For years after her death Mrs. Goodfellow would be remembered by her students, their families ("many a household, for years after, bore evidence of her skill in teaching") and her customers. Months after she died, Mrs. Goodfellow's cocoanut pie was vividly recalled by a Philadelphian reporter stationed in Europe. William Henry Fry wrote an article for Sartain’s Union Magazine (a Philadelphia magazine), about an acrobatic horseman, trained at the riding school of Philadelphia, performing at the Paris Hippodrome in 1851. The rider did seventy consecutive somersaults and other equestrian vaulting marvels. Perhaps nostalgic for a favorite dessert, Fry suggested another Philadelphia school - the Goodfellow cooking school - would do well in Paris, and compared her cocoanut pudding to the best of the extravagant displays by the French chef François Vatel from the 17th century.

Although Mrs. Goodfellow never wrote a cookbook, her recipes appeared in a variety of cookbooks, such as one by a Quaker from Philadelphia, Elizabeth Nicholson's What I Know, or, Hints on the Daily Duties of a Housekeeper. That and a second book were published in Philadelphia in 1856, five years after she died.

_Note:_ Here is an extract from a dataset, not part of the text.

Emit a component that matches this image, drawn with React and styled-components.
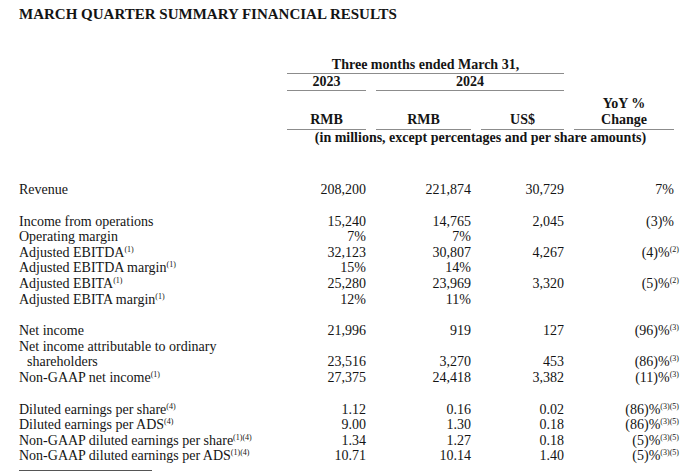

Cookery as it Should be: new manual of the dining room and kitchen, for persons in moderate circumstances was written by a former student, who "experimented" with the more modern recipes. The same book was published almost a decade later and retitled Mrs. Goodfellow’s Cookery as it Should be. It was claimed to be written by Mrs. Goodfellow, which it obviously was not. Other cookbooks contained recipes identified with her name. However, it was Eliza Leslie's first cookbook, and to a lesser degree her other books, which allowed Mrs. Goodfellow's teaching to influence generations of cooks. Mrs. Goodfellow stressed quality ingredients, thus her baked goods "were always excellently made, nothing being spared that was good." Leslie followed Goodfellow's recipe layout by putting the ingredients first, rather than in the usual paragraph format, in her Seventy five Receipts for Pastry, Cakes, and Sweetmeats.